Estonian military personnel (1917–1951)

Ants Kaljurand (20 October 1917 – 13 March 1951) popularly known as Terrifying Ants, (Hirmus Ants), was an Estonian anti-communist and forest brother during and after World War II.

==Early life==
Ants Kaljurand was born on 20 October 1917 in Tallinn. His mother Juula was born in 1887. There is no information about his father. Kaljurand grew up in the village of Teesu near Pidula Bay on the island of Saaremaa. He graduated from Pidula Primary School.

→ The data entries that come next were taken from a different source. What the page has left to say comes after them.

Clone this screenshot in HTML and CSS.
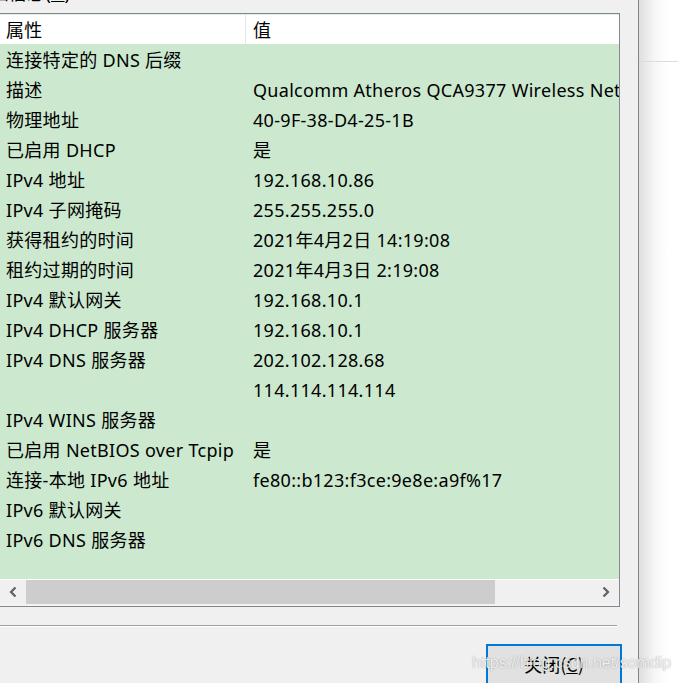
FILE: index.html
```html
<!DOCTYPE html>
<html lang="zh-CN">
<head>
    <meta charset="UTF-8">
    <meta name="viewport" content="width=device-width, initial-scale=1.0">
    <title>网络连接详细信息</title>
    <link rel="stylesheet" href="styles.css">
</head>
<body>
    <div class="screen">
        <div class="dialog">
            <div class="caption"><span class="caption-text">网络连接详细信息(<u>D</u>):</span></div>

            <div class="listbox">
                <div class="list-head">
                    <div class="col-name">属性</div>
                    <div class="col-value">值</div>
                </div>
                <div class="list-body">
                    <div class="row"><span class="col-name">连接特定的 DNS 后缀</span><span class="col-value"></span></div>
                    <div class="row"><span class="col-name">描述</span><span class="col-value">Qualcomm Atheros QCA9377 Wireless Network Adapter</span></div>
                    <div class="row"><span class="col-name">物理地址</span><span class="col-value">40-9F-38-D4-25-1B</span></div>
                    <div class="row"><span class="col-name">已启用 DHCP</span><span class="col-value">是</span></div>
                    <div class="row"><span class="col-name">IPv4 地址</span><span class="col-value">192.168.10.86</span></div>
                    <div class="row"><span class="col-name">IPv4 子网掩码</span><span class="col-value">255.255.255.0</span></div>
                    <div class="row"><span class="col-name">获得租约的时间</span><span class="col-value">2021年4月2日 14:19:08</span></div>
                    <div class="row"><span class="col-name">租约过期的时间</span><span class="col-value">2021年4月3日 2:19:08</span></div>
                    <div class="row"><span class="col-name">IPv4 默认网关</span><span class="col-value">192.168.10.1</span></div>
                    <div class="row"><span class="col-name">IPv4 DHCP 服务器</span><span class="col-value">192.168.10.1</span></div>
                    <div class="row"><span class="col-name">IPv4 DNS 服务器</span><span class="col-value">202.102.128.68</span></div>
                    <div class="row"><span class="col-name"></span><span class="col-value">114.114.114.114</span></div>
                    <div class="row"><span class="col-name">IPv4 WINS 服务器</span><span class="col-value"></span></div>
                    <div class="row"><span class="col-name">已启用 NetBIOS over Tcpip</span><span class="col-value">是</span></div>
                    <div class="row"><span class="col-name">连接-本地 IPv6 地址</span><span class="col-value">fe80::b123:f3ce:9e8e:a9f%17</span></div>
                    <div class="row"><span class="col-name">IPv6 默认网关</span><span class="col-value"></span></div>
                    <div class="row"><span class="col-name">IPv6 DNS 服务器</span><span class="col-value"></span></div>
                </div>
                <div class="hscroll">
                    <div class="scroll-btn">
                        <svg width="10" height="12" viewBox="0 0 10 12"><path d="M7.5 1.5 L3 6 L7.5 10.5" fill="none" stroke="#606060" stroke-width="2.2"/></svg>
                    </div>
                    <div class="scroll-track"><div class="scroll-thumb"></div></div>
                    <div class="scroll-btn">
                        <svg width="10" height="12" viewBox="0 0 10 12"><path d="M2.5 1.5 L7 6 L2.5 10.5" fill="none" stroke="#606060" stroke-width="2.2"/></svg>
                    </div>
                </div>
            </div>

            <div class="divider"></div>

            <div class="actions">
                <button class="btn-close">关闭(<u>C</u>)</button>
            </div>
        </div>
        <div class="backdrop">
            <div class="backdrop-line"></div>
        </div>
        <div class="watermark">https://blog.csdn.net/somdip</div>
    </div>
</body>
</html>
```

FILE: styles.css
```css
body {
    margin: 0;
    padding: 0;
    font-family: "Noto Sans", "Noto Sans CJK SC", sans-serif;
    font-size: 18px;
    letter-spacing: 0.3px;
    color: #000;
    background: #fff;
}
.screen {
    position: relative;
    display: flex;
    width: 678px;
    height: 683px;
    overflow: hidden;
}
.dialog {
    width: 638px;
    flex: none;
    background: #f0f0f0;
    border-right: 1px solid #858585;
}
.caption {
    height: 13px;
    overflow: hidden;
    white-space: nowrap;
}
.caption-text {
    display: block;
    margin-top: -16px;
    margin-left: -101px;
    line-height: 18px;
}
.listbox {
    width: 619px;
    margin-left: -1px;
    border: 1px solid #828790;
    background: #fff;
}
.list-head {
    display: grid;
    grid-template-columns: 246px 1fr;
    height: 30px;
    line-height: 31px;
    background: #fff;
    border-top: 1px solid #dfeee0;
    box-sizing: border-box;
}
.list-head .col-name {
    border-right: 1px solid #e5e5e5;
}
.list-body {
    height: 535px;
    background: #cce8cf;
    overflow: hidden;
}
.row {
    display: grid;
    grid-template-columns: 246px 1fr;
    height: 30px;
    line-height: 32px;
    white-space: nowrap;
    overflow: hidden;
}
.col-name {
    padding-left: 6px;
    overflow: hidden;
}
.col-value {
    padding-left: 7px;
    overflow: hidden;
}
.hscroll {
    display: flex;
    height: 24px;
    margin-top: 1px;
    border-bottom: 2px solid #f3f3f3;
    background: #f0f0f0;
}
.scroll-btn {
    width: 26px;
    flex: none;
    display: flex;
    align-items: center;
    justify-content: center;
}
.scroll-track {
    flex: 1;
}
.scroll-thumb {
    width: 469px;
    height: 100%;
    background: #cdcdcd;
}
.divider {
    width: 617px;
    margin-top: 18px;
    border-top: 1px solid #a0a0a0;
    border-bottom: 1px solid #fff;
}
.actions {
    display: flex;
    justify-content: flex-end;
    padding-right: 16px;
    margin-top: 17px;
}
.btn-close {
    width: 136px;
    height: 44px;
    padding: 0 0 4px;
    font-family: "Noto Sans CJK SC", sans-serif;
    font-size: 18px;
    color: #000;
    background: #e1e1e1;
    border: 2px solid #0078d7;
}
.backdrop {
    flex: 1;
    background: linear-gradient(to right, #dedede, #f7f7f7 16px, #fff 30px);
}
.backdrop-line {
    height: 61px;
    border-bottom: 1px solid #dcdcdc;
}
.watermark {
    position: absolute;
    left: 472px;
    top: 654px;
    font-family: "Liberation Sans", sans-serif;
    font-size: 16px;
    letter-spacing: 0;
    color: rgba(255, 255, 255, 0.85);
    text-shadow: 0 0 1px rgba(0, 0, 0, 0.3), 0 0 2px rgba(0, 0, 0, 0.12);
    white-space: nowrap;
}
```
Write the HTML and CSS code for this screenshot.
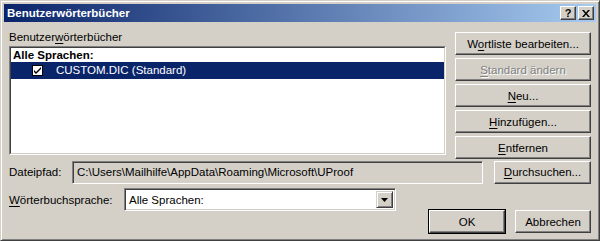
FILE: index.html
```html
<!DOCTYPE html>
<html lang="de">
<head>
	<meta charset="UTF-8">
	<title>Benutzerwörterbücher</title>
	<link rel="stylesheet" href="styles.css">
</head>
<body>
	<div class="window">
		<div class="titlebar">
			<span class="title">Benutzerwörterbücher</span>
			<div class="tb-buttons">
				<span class="tb-btn">?</span>
				<span class="tb-btn">
					<svg width="8" height="7" viewBox="0 0 8 7"><path d="M0 0h2l2 2.5 2-2.5h2l-3 3.5 3 3.5h-2l-2-2.5-2 2.5h-2l3-3.5z" fill="#000"/></svg>
				</span>
			</div>
		</div>
		<div class="content">
			<div class="top">
				<div class="dicts">
					<div class="label">Benutzer<u>w</u>örterbücher</div>
					<div class="listbox">
						<div class="list-inner">
							<div class="group">Alle Sprachen:</div>
							<div class="item selected">
								<span class="check">
									<svg width="9" height="9" viewBox="0 0 9 9"><path d="M1 4l2 2 5-5v2l-5 5-2-2z" fill="#000"/></svg>
								</span>
								CUSTOM.DIC (Standard)
							</div>
						</div>
					</div>
				</div>
				<div class="side-buttons">
					<button class="btn">W<u>o</u>rtliste bearbeiten...</button>
					<button class="btn disabled"><u>S</u>tandard ändern</button>
					<button class="btn"><u>N</u>eu...</button>
					<button class="btn"><u>H</u>inzufügen...</button>
					<button class="btn"><u>E</u>ntfernen</button>
				</div>
			</div>
			<div class="path-row">
				<span class="row-label">Dateipfad:</span>
				<div class="field readonly">C:\Users\Mailhilfe\AppData\Roaming\Microsoft\UProof</div>
				<button class="btn browse"><u>D</u>urchsuchen...</button>
			</div>
			<div class="lang-row">
				<span class="row-label"><u>W</u>örterbuchsprache:</span>
				<div class="combo">
					<span class="combo-text">Alle Sprachen:</span>
					<span class="combo-arrow">
						<svg width="7" height="4" viewBox="0 0 7 4"><path d="M0 0h7l-3.5 4z" fill="#000"/></svg>
					</span>
				</div>
			</div>
			<div class="footer">
				<button class="btn default">OK</button>
				<button class="btn">Abbrechen</button>
			</div>
		</div>
	</div>
</body>
</html>
```

FILE: styles.css
```css
html,body{margin:0;padding:0;}
body{background:#d4d0c8;font-family:"Liberation Sans",Arial,sans-serif;font-size:11.5px;color:#000;}
u{text-decoration:underline;text-underline-offset:2px;}

.window{
	width:600px;
	height:241px;
	box-sizing:border-box;
	background:#d4d0c8;
	border-top:1px solid #d4d0c8;
	border-left:1px solid #d4d0c8;
	border-right:1px solid #404040;
	border-bottom:1px solid #404040;
	box-shadow:inset 1px 1px #fff,inset -1px -1px #808080;
	padding:3px;
	display:flex;
	flex-direction:column;
}

/* titelleiste */
.titlebar{
	height:18px;
	background:linear-gradient(to right,#0a246a,#a6caf0);
	display:flex;
	align-items:center;
	justify-content:space-between;
	padding:0 2px 0 3px;
}
.title{color:#fff;font-weight:bold;font-size:11.5px;}
.tb-buttons{display:flex;gap:2px;}
.tb-btn{
	width:14px;
	height:12px;
	background:#d4d0c8;
	border-top:1px solid #fff;
	border-left:1px solid #fff;
	border-right:1px solid #404040;
	border-bottom:1px solid #404040;
	box-shadow:inset -1px -1px #808080;
	font-weight:bold;
	font-size:11px;
	line-height:12px;
	text-align:center;
	display:flex;
	align-items:center;
	justify-content:center;
}

.content{padding:8px 5px 0 5px;flex:1;}

.top{display:flex;justify-content:space-between;}
.dicts{width:437px;}
.label{height:14px;line-height:14px;margin-bottom:2px;}

/* liste */
.listbox{
	height:109px;
	box-sizing:border-box;
	border-top:1px solid #808080;
	border-left:1px solid #808080;
	border-right:1px solid #fff;
	border-bottom:1px solid #fff;
}
.list-inner{
	height:100%;
	box-sizing:border-box;
	background:#fff;
	border-top:1px solid #404040;
	border-left:1px solid #404040;
	border-right:1px solid #d4d0c8;
	border-bottom:1px solid #d4d0c8;
}
.group{font-weight:bold;height:14px;line-height:14px;padding-left:2px;}
.item{height:17px;line-height:17px;display:flex;align-items:center;}
.selected{background:#0a246a;color:#fff;}
.check{
	width:11px;
	height:11px;
	background:#fff;
	border:1px solid #000;
	box-sizing:border-box;
	margin:0 13px 0 21px;
	display:flex;
	align-items:center;
	justify-content:center;
}

/* knoepfe */
.btn{
	font-family:inherit;
	font-size:11.5px;
	color:#000;
	background:#d4d0c8;
	height:23px;
	padding:0;
	border-top:1px solid #fff;
	border-left:1px solid #fff;
	border-right:1px solid #404040;
	border-bottom:1px solid #404040;
	box-shadow:inset -1px -1px #808080;
	cursor:pointer;
}
.side-buttons{display:flex;flex-direction:column;gap:3px;width:136px;margin-top:2px;}
.disabled{color:#808080;text-shadow:1px 1px #fff;}
.disabled u{text-decoration-color:#808080;}

.path-row{display:flex;align-items:center;margin-top:1px;height:24px;}
.row-label{display:inline-block;}
.path-row .row-label{width:63px;}
.field{
	width:405px;
	height:21px;
	line-height:21px;
	padding-left:4px;
	border-top:1px solid #808080;
	border-left:1px solid #808080;
	border-right:1px solid #fff;
	border-bottom:1px solid #fff;
	box-shadow:inset 1px 1px #404040,inset -1px -1px #d4d0c8;
	white-space:nowrap;
	overflow:hidden;
}
.readonly{background:#d4d0c8;}
.browse{width:97px;margin-left:auto;}

.lang-row{display:flex;align-items:center;margin-top:4px;height:23px;}
.lang-row .row-label{width:115px;}
.combo{
	width:272px;
	background:#fff;
	border-top:1px solid #808080;
	border-left:1px solid #808080;
	border-right:1px solid #fff;
	border-bottom:1px solid #fff;
	box-shadow:inset 1px 1px #404040,inset -1px -1px #d4d0c8;
	display:flex;
	align-items:center;
	justify-content:space-between;
	padding:2px;
	box-sizing:border-box;
	height:23px;
}
.combo-text{padding-left:2px;}
.combo-arrow{
	width:15px;
	height:15px;
	background:#d4d0c8;
	border-top:1px solid #d4d0c8;
	border-left:1px solid #d4d0c8;
	border-right:1px solid #404040;
	border-bottom:1px solid #404040;
	box-shadow:inset 1px 1px #fff,inset -1px -1px #808080;
	display:flex;
	align-items:center;
	justify-content:center;
}

.footer{display:flex;justify-content:flex-end;gap:10px;margin-top:-1px;}
.footer .btn{width:76px;}
.default{outline:1px solid #000;outline-offset:0;}
```
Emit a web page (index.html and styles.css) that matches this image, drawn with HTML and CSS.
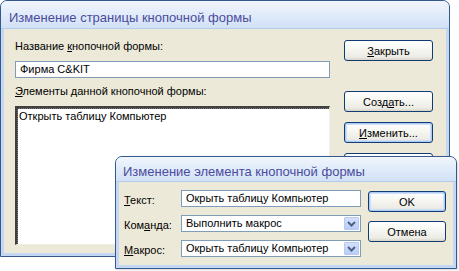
FILE: index.html
```html
<!DOCTYPE html>
<html lang="ru">
<head>
<meta charset="utf-8">
<title>Изменение страницы кнопочной формы</title>
<link rel="stylesheet" href="styles.css">
</head>
<body>
<div class="desk">
  <section class="win win-main">
    <header class="tb tb-main">Изменение страницы кнопочной формы</header>
    <div class="frame main-body">
      <div class="col">
        <div class="lbl">Название <u>к</u>нопочной формы:</div>
        <div class="field field-name">Фирма C&amp;KIT</div>
        <div class="lbl lbl2"><u>Э</u>лементы данной кнопочной формы:</div>
        <div class="list">
          <div class="list-inner">
            <div class="item">Открыть таблицу Компьютер</div>
          </div>
        </div>
      </div>
      <div class="btns">
        <button class="btn"><u>З</u>акрыть</button>
        <div class="btn-stack">
          <button class="btn">Созд<u>а</u>ть...</button>
          <button class="btn btn-focus"><u>И</u>зменить...</button>
          <button class="btn">Удалить</button>
        </div>
      </div>
    </div>
  </section>

  <section class="win win-sub">
    <header class="tb tb-sub">Изменение элемента кнопочной формы</header>
    <div class="frame sub-body">
      <div class="form">
        <div class="lbl row-lbl"><u>Т</u>екст:</div>
        <div class="field row-field">Окрыть таблицу Компьютер</div>
        <div class="lbl row-lbl">Ком<u>а</u>нда:</div>
        <div class="field row-field select">
          <span class="sel-text">Выполнить макрос</span>
          <span class="drop"><svg width="9" height="6" viewBox="0 0 9 6"><polyline points="1,1 4.5,4.5 8,1" fill="none" stroke="#4d6185" stroke-width="2"/></svg></span>
        </div>
        <div class="lbl row-lbl"><u>М</u>акрос:</div>
        <div class="field row-field select">
          <span class="sel-text">Окрыть таблицу Компьютер</span>
          <span class="drop"><svg width="9" height="6" viewBox="0 0 9 6"><polyline points="1,1 4.5,4.5 8,1" fill="none" stroke="#4d6185" stroke-width="2"/></svg></span>
        </div>
      </div>
      <div class="sub-btns">
        <button class="btn btn-sub btn-default">OK</button>
        <button class="btn btn-sub">Отмена</button>
      </div>
    </div>
  </section>
</div>
</body>
</html>
```
FILE: styles.css
```css
* { box-sizing: border-box; }
html, body {
  margin: 0;
  padding: 0;
  background: #ffffff;
}
body {
  font-family: "Liberation Sans", Arial, sans-serif;
  font-size: 11px;
  color: #000;
}
.desk {
  position: relative;
  width: 459px;
  height: 271px;
  overflow: hidden;
}
u { text-decoration: underline; text-underline-offset: 1px; }

.win {
  position: absolute;
  display: flex;
  flex-direction: column;
  border: 1px solid #34598a;
  border-radius: 7px 7px 0 0;
  background: #c4d8f4;
  overflow: hidden;
}
.win-main {
  left: 0;
  top: 0;
  width: 450px;
  height: 257px;
}
.win-sub {
  left: 115px;
  top: 156px;
  width: 342px;
  height: 113px;
  box-shadow: 1px 1px 2px rgba(0,0,0,0.15);
}

.tb {
  font-size: 13px;
  line-height: 15px;
  color: #4b4c9c;
  background: linear-gradient(#f1f6fd 0%, #e2ecfa 45%, #d2e1f7 100%);
  border-bottom: 1px solid #b3cbec;
  white-space: nowrap;
}
.tb-main {
  height: 28px;
  padding: 9px 0 0 8px;
}
.tb-sub {
  height: 25px;
  padding: 7px 0 0 7px;
}

.frame {
  flex: 1;
  background: #ece9d8;
  border: 3px solid #c4d8f4;
  border-top: none;
}

/* main dialog */
.main-body {
  display: flex;
  padding: 11px 0 0 11px;
}
.col {
  width: 315px;
  display: flex;
  flex-direction: column;
}
.lbl {
  line-height: 13px;
  white-space: nowrap;
}
.lbl2 { margin-top: 7px; }
.field {
  background: #fff;
  border: 1px solid #7f9db9;
  line-height: 15px;
  white-space: nowrap;
  overflow: hidden;
}
.field-name {
  margin-top: 8px;
  height: 17px;
  padding-left: 4px;
}
.list {
  margin-top: 8px;
  height: 139px;
  background: #fff;
  border-style: solid;
  border-width: 2px 1px 1px 2px;
  border-color: #404040 #f1efe2 #f1efe2 #404040;
  box-shadow: inset 1px 1px 0 #7a7a7a;
}
.list-inner {
  height: 100%;
  border-top: 1px dotted #444;
  border-left: 1px dotted #444;
}
.item {
  line-height: 13px;
  height: 15px;
  padding: 1px 0 0 1px;
  white-space: nowrap;
}

.btns {
  margin-left: 14px;
  width: 89px;
  display: flex;
  flex-direction: column;
}
.btn-stack {
  margin-top: 30px;
  display: flex;
  flex-direction: column;
  gap: 10px;
}
.btn {
  font-family: inherit;
  font-size: 11px;
  color: #000;
  height: 21px;
  width: 89px;
  padding: 0;
  border: 1px solid #0f3c73;
  border-radius: 3px;
  background: linear-gradient(#ffffff 0%, #f7f7f3 40%, #ecebe5 85%, #d8d3c6 100%);
  white-space: nowrap;
}
.btn-focus, .btn-default {
  box-shadow: inset 0 0 0 1px #aecaf5, inset 0 0 0 2px #cfdff8;
}

/* sub dialog */
.sub-body {
  display: flex;
  padding: 8px 0 0 5px;
}
.form {
  display: grid;
  grid-template-columns: 57px 180px;
  grid-auto-rows: 17px;
  row-gap: 8px;
}
.row-lbl {
  line-height: 17px;
  padding-top: 2px;
}
.row-field {
  height: 17px;
  padding-left: 4px;
}
.select {
  display: flex;
  align-items: center;
  padding-right: 1px;
}
.sel-text {
  flex: 1;
  overflow: hidden;
}
.drop {
  width: 15px;
  height: 13px;
  display: flex;
  align-items: center;
  justify-content: center;
  background: linear-gradient(#d3e0fb, #b8cdf8);
  border: 1px solid #b7c9f1;
  border-radius: 1px;
}
.sub-btns {
  margin-left: 7px;
  padding-top: 1px;
  display: flex;
  flex-direction: column;
  gap: 9px;
}
.btn-sub {
  width: 78px;
}
```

In 1935, he went to Koonga Parish (now Lääneranna Parish) in Pärnu County to work as a farm laborer on Sepa Farm. In 1938, he served in the Estonian Defense Forces and then continued on as a laborer on Sepa Farm.

== Partisan life ==
Kaljurand joined the Forest Brothers and in the summer of 1941, attacked Soviet forces in Lääne and Pärnu Counties. Between 1942 and 1944, during the occupation of Estonia by Nazi Germany, he served in the collaborationist paramilitary Omakaitse and later on the front as part of the Waffen-SS. After the retreat of the Germans in 1944, he remained a prisoner of war on Saaremaa, but escaped from the prison camp in December of the same year and continued his activities in the Forest Brothers.

During the Soviet occupation of Estonia, Kaljurand served as the local leader of the Armed Combat Union (Relvastatud Võitluse Liit), founded under the leadership of Endel Redlich, in Soontaga.

== Capture and execution ==
It was not until midsummer 1949 that the NKVD arrested him.

On 24 June 1949 Ants Kaljurand and two members of his squad were discovered sleeping in the woods near the village of Võitra. Forest Brother Aleksander Valter and Arved Pill were seriously wounded in an exchange of fire. Ants tried to escape, but was wounded with a bayonet and captured.

Kaljurand, Pill and Juhan Metsaäär were sentenced to death, others to from ten to twenty-five years in a prison camp. They were executed on 13 March 1951.

== Memorial ==
On 10 July 2011 a memorial stone commemorating Ants Kaljurand was unveiled at the Mihkli Church in Koonga Parish, Pärnu County, at the initiative of the Estonian Defense League.